You may notice that I haven’t addressed prison rape as yet and that has been a deliberate move on my part. The reason for this is because I wanted to save it for when I brought up malicious rape allegations through a lens you may not have previously encountered – namely in terms of proxy violence.
You may or may not be familiar with the term “proxy violence” – namely the act of perpetrating violence upon another person by means of an external agent, or proxy. However you would be no doubt familiar with the concept of murder by proxy in the form of one person hiring a hit man to murder someone for them. In that case, the hit man is no different to a gun, a car or a knife – they are ultimately a weapon used by the murder to murder their intended target. I am sure you would agree that ethically speaking, it is entirely valid to state that someone who hires a hit man to murder someone is every bit as much a murderer as someone who shoots their intended victim.
You may or may not see where I am going with this. However it is first crucial to distinguish between wrongful rape allegations and malicious rape allegations. Wrongful rape allegations are situations where someone makes false rape allegations against another person, genuinely believing that said person had either raped them or was in the process of attempting to rape them; a classic example of this would be where someone was raped, but the system and the victim got the identity of the rapist wrong.
Conversely, malicious rape allegations are where someone knowingly makes a fraudulent claim that someone else raped them and where no actual rape took place. It is these malicious rape allegations that I will now focus on.
It is entirely logical to claim that someone who makes malicious rape allegations, does so knowing that the end result of such successful allegations is that their target will be wrongfully incarcerated. In doing so they are actively using the judicial systems and penal systems to inflict violence upon their victims. Ergo malicious rape allegations could reasonably be classed as either acts of proxy violence, or acts of attempted proxy violence.
So what of the nature of the violence itself. It is no secret that male-on-male prison rape is so widespread and comedified, that jokes like “dropping the soap” are commonplace, while movies like the Naked Gun Series have used it as the subject of comedy. Some have even argued that male-on-male prison rape is far more common than female-on-male rape. Likewise, it is an open secret that groups of prisoners like convicted child predators, rapists, male batterers and corrupt police officers are often the subject of ‘special treatment’ while incarcerated. The nature of said ‘special treatment’ often involves severe beatings and even the prisoners being raped themselves. In cases of malicious rape allegations, all such instances of ‘special treatment’ can reasonably be considered to be forms of proxy violence – where the perpetrator of said malicious allegation is in effect using inmates of the penal system as proxies to perpetrate violence through.

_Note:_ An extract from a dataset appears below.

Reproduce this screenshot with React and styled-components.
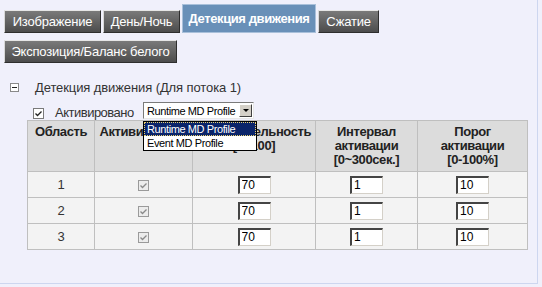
import React from "react";
import styled, { createGlobalStyle, css } from "styled-components";

const GlobalStyle = createGlobalStyle`
  html, body { margin: 0; padding: 0; background: #f0f0fb; }
  body { font-family: "Liberation Sans", Arial, sans-serif; font-size: 13px; color: #333; }
  * { box-sizing: border-box; }
`;

const Page = styled.div`
  width: 538px;
  height: 284px;
  padding: 4px 0 0 4px;
  border-right: 1px solid #cdd6ef;
  border-bottom: 1px solid #cdd6ef;
  background: #f0f0fb;
`;

const TabRow = styled.div`
  display: flex;
  align-items: flex-end;
  gap: 2px;
  margin-top: ${(p) => p.$gap || 0}px;
`;

const Tab = styled.div`
  width: ${(p) => p.$w}px;
  height: 23px;
  display: flex;
  align-items: center;
  justify-content: center;
  font-size: 13px;
  letter-spacing: -0.2px;
  color: #fff;
  white-space: nowrap;
  background: linear-gradient(#7a7a7a, #4c4c4c);
  border: 1px solid;
  border-color: #e6e6e6 #2e2e2e #2e2e2e #d8d8d8;
  ${(p) =>
    p.$active &&
    css`
      height: 29px;
      align-items: flex-start;
      padding-top: 6px;
      font-weight: bold;
      letter-spacing: -0.4px;
      background: #6990b8;
      border: 1px solid #a9c0da;
    `}
`;

const SectionHeader = styled.div`
  display: flex;
  align-items: center;
  height: 15px;
  margin: 17px 0 0 6px;
  gap: 16px;
  color: #333;
  letter-spacing: -0.1px;
`;

const Collapse = styled.span`
  width: 9px;
  height: 9px;
  border: 1px solid #8a8a8a;
  background: #fff;
  position: relative;
  display: inline-block;
  &::after {
    content: "";
    position: absolute;
    left: 1px;
    top: 3px;
    width: 5px;
    height: 1px;
    background: #222;
  }
`;

const ControlRow = styled.div`
  display: flex;
  align-items: center;
  height: 17px;
  margin: 7px 0 0 29px;
`;

const Check = styled.span`
  width: 11px;
  height: 11px;
  display: inline-flex;
  align-items: center;
  justify-content: center;
  border: 1px solid ${(p) => (p.$disabled ? "#9a9a9a" : "#7a7a7a")};
  background: ${(p) => (p.$disabled ? "#ececec" : "#fff")};
  margin-top: ${(p) => p.$offset || 0}px;
  vertical-align: middle;
  svg { display: block; }
`;

const Label = styled.span`
  width: 99px;
  margin-top: 4px;
  padding-left: 11px;
  color: #333;
  letter-spacing: -0.5px;
  white-space: nowrap;
`;

const SelectWrap = styled.div`
  position: relative;
  width: 111px;
  height: 17px;
`;

const SelectBox = styled.div`
  width: 100%;
  height: 100%;
  display: flex;
  align-items: center;
  background: #fff;
  border: 1px solid;
  border-color: #7a7a7a #e8e8e8 #e8e8e8 #7a7a7a;
  font-size: 11px;
  letter-spacing: -0.4px;
  color: #000;
  padding-left: 3px;
`;

const SelectText = styled.span`
  flex: 1;
  white-space: nowrap;
`;

const Arrow = styled.span`
  width: 13px;
  height: 13px;
  margin-right: 1px;
  background: #d4d0c8;
  border: 1px solid;
  border-color: #fff #404040 #404040 #fff;
  display: flex;
  align-items: center;
  justify-content: center;
  &::after {
    content: "";
    border-left: 3px solid transparent;
    border-right: 3px solid transparent;
    border-top: 3px solid #000;
  }
`;

const Popup = styled.div`
  position: absolute;
  left: 0;
  top: calc(100% + 2px);
  width: 114px;
  background: #fff;
  border: 1px solid #000;
  z-index: 5;
`;

const Option = styled.div`
  height: 14px;
  line-height: 12px;
  padding-left: 2px;
  font-size: 11px;
  letter-spacing: -0.4px;
  white-space: nowrap;
  color: ${(p) => (p.$selected ? "#fff" : "#000")};
  background: ${(p) => (p.$selected ? "#0a246a" : "#fff")};
  border: 1px ${(p) => (p.$selected ? "dotted #e8d070" : "solid transparent")};
`;

const Table = styled.table`
  margin: 1px 0 0 23px;
  width: 500px;
  table-layout: fixed;
  border-collapse: collapse;
  font-size: 13px;
  color: #333;
`;

const Th = styled.th`
  background: #dcdcdc;
  border: 1px solid #bfbfbf;
  font-weight: bold;
  letter-spacing: -0.4px;
  color: #222;
  vertical-align: top;
  text-align: center;
  line-height: 14px;
  padding: 4px 0 0;
  height: 51px;
  width: ${(p) => p.$w}px;
`;

const Td = styled.td`
  background: #f3f3f3;
  border: 1px solid #bfbfbf;
  text-align: center;
  vertical-align: middle;
  height: 26px;
  padding: 0;
`;

const Input = styled.input`
  width: 33px;
  height: 18px;
  padding: 0 2px;
  font-family: "Liberation Sans", Arial, sans-serif;
  font-size: 12px;
  color: #000;
  background: #fff;
  border: 1px solid;
  border-top: 2px solid #444;
  border-left: 2px solid #444;
  border-right-color: #d4d0c8;
  border-bottom-color: #d4d0c8;
  outline: none;
  vertical-align: middle;
`;

const CheckMark = ({ color }) => (
  <svg width="7" height="6" viewBox="0 0 7 6">
    <path d="M0.5 2.5 L2.5 4.5 L6.5 0.5" fill="none" stroke={color} strokeWidth="1.3" />
  </svg>
);

const rows = [1, 2, 3];

export default function App() {
  return (
    <>
      <GlobalStyle />
      <Page>
        <TabRow>
          <Tab $w={97}>Изображение</Tab>
          <Tab $w={77}>День/Ночь</Tab>
          <Tab $w={134} $active>Детекция движения</Tab>
          <Tab $w={61}>Сжатие</Tab>
        </TabRow>
        <TabRow $gap={7}>
          <Tab $w={173}>Экспозиция/Баланс белого</Tab>
        </TabRow>

        <SectionHeader>
          <Collapse />
          <span>Детекция движения (Для потока 1)</span>
        </SectionHeader>

        <ControlRow>
          <Check $offset={6}>
            <CheckMark color="#222" />
          </Check>
          <Label>Активировано</Label>
          <SelectWrap>
            <SelectBox>
              <SelectText>Runtime MD Profile</SelectText>
              <Arrow />
            </SelectBox>
            <Popup>
              <Option $selected>Runtime MD Profile</Option>
              <Option>Event MD Profile</Option>
            </Popup>
          </SelectWrap>
        </ControlRow>

        <Table>
          <thead>
            <tr>
              <Th $w={67}>Область</Th>
              <Th $w={98}>Активировано</Th>
              <Th $w={123}>
                Чувствительность
                <br />
                [0~100]
              </Th>
              <Th $w={102}>
                Интервал
                <br />
                активации
                <br />
                [0~300сек.]
              </Th>
              <Th $w={110}>
                Порог
                <br />
                активации
                <br />
                [0-100%]
              </Th>
            </tr>
          </thead>
          <tbody>
            {rows.map((n) => (
              <tr key={n}>
                <Td>{n}</Td>
                <Td>
                  <Check $disabled>
                    <CheckMark color="#8a8a8a" />
                  </Check>
                </Td>
                <Td>
                  <Input defaultValue="70" />
                </Td>
                <Td>
                  <Input defaultValue="1" />
                </Td>
                <Td>
                  <Input defaultValue="10" />
                </Td>
              </tr>
            ))}
          </tbody>
        </Table>
      </Page>
    </>
  );
}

To put this in context, let’s take the hypothetical situation where a man is the victim of a malicious rape allegation, is successfully prosecuted and the judge decides to ‘send a strong message to the community’ – sentencing the victim of said allegation to 20 years behind bars. In the case of said victim receiving ‘special treatment’ on a weekly basis, we are talking about the victim enduring 52 counts of rape and 52 counts of aggravated assault over the course of a year, or 1040 counts of rape and 1040 counts of aggravated assault over the course of being unjustly imprisoned for 20 years. Worse still, in cases of said ‘special treatment’ occurring daily, we are talking about 365.25 counts of rape and 365.25 counts of aggravated assault over the course of a year, or 7,305 counts of rape and 7,305 counts of aggravated assault over the course of being unjustly imprisoned for 20 years.

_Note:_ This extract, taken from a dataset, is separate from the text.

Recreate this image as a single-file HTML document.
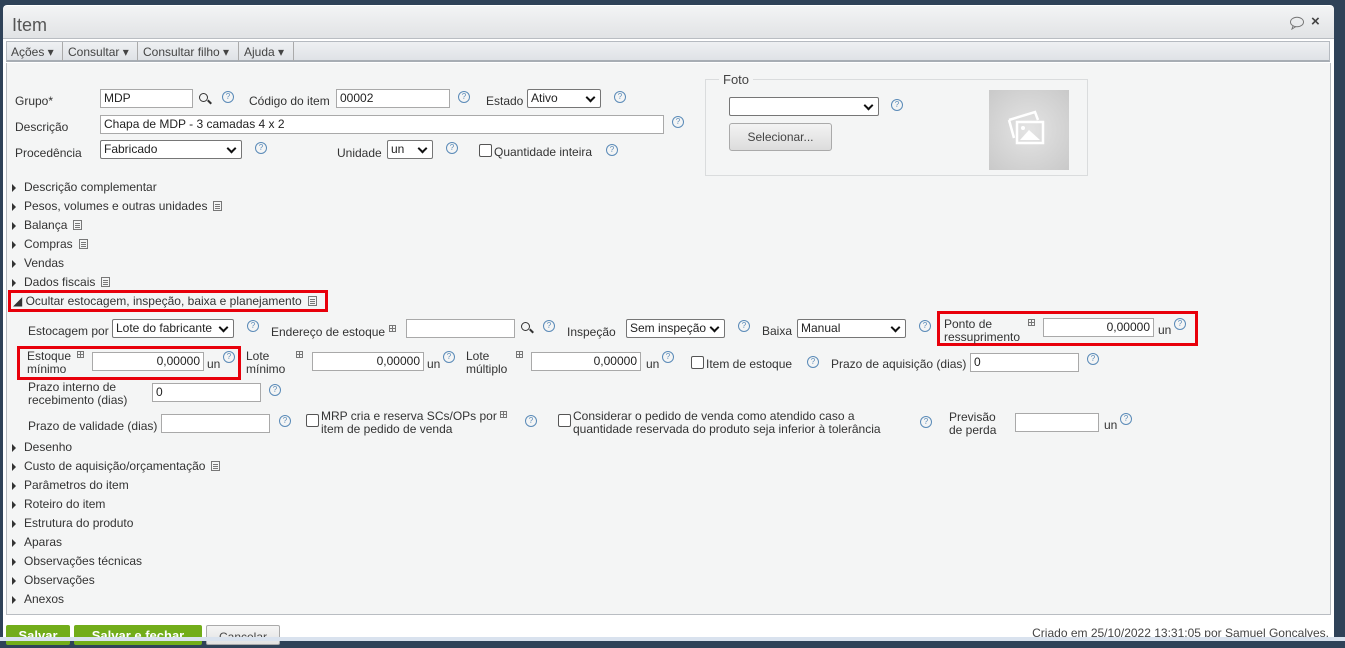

In other words, where a sentence of 20 years is unjustly given because of a malicious rape allegation, said allegation amounts to between 1040 counts and 14,610 counts of rape and physical violence by proxy.
To put this in context, the Ariel Castro case, which saw 3 women kidnapped and sexually abused for over a decade, saw him charged with 977 counts of sexual violence in comparison – spread across 3 victims. In other words only a malicious rape allegation can be reasonably argued to result in at least 7-8 times the amount of violence against its victim than Ariel Castro inflicted between 3 victims. Did anyone dare trivialise those horrors by asking how often horrors like that take place in an effort to diminish or dismiss them? Yet all too often, feminists do just that, while many misguided MRAs focus on destroyed reputations rather than the above real harm and horrors malicious rape allegations cause.

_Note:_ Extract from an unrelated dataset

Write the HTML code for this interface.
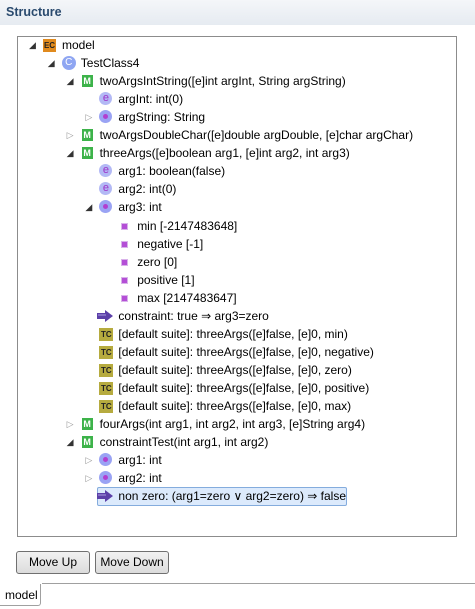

In getting you to truly reflect on the above, how much of it would get the same level of a free pass, the same excuses and the same level of systemic and institutionalised enabling if it were female victims of male perpetrators? Very little of it I’d wager.
Yet doesn’t that fit the very definition of a rape culture – where sexual violence is condoned, normalised, glorified and even incentivised? That’s without even exploring anecdotal accounts I’ve encountered in countries like Pakistan, where women can rape a 12 year old boy and the 12 year old boy is subsequently imprisoned for the crime of adultery.
To be clear, by no means am I saying that we should reach a point in society of “teaching women not to rape” or parading slogans like “all women are rapists”. That said, I do think that we need to teach men and women that men and particularly boys have the right to say no and that when a man says no, it should be respected every bit as much as when a woman says no.
Ms Jaye, I am aware from your own statements that you started your journey of making The Red Pill with the initial intention of making a documentary on rape culture. Perhaps the reason you were destined to make The Red Pill, was because the documentary on rape culture you were meant to make, was the complete opposite of the one you imagined.
In conclusion, thank you for taking the time to read this and I hope that it has inspired you to make a documentary on this hidden social scourge and taboo in the same way that you were inspired to make a documentary on the Men’s Rights Movement.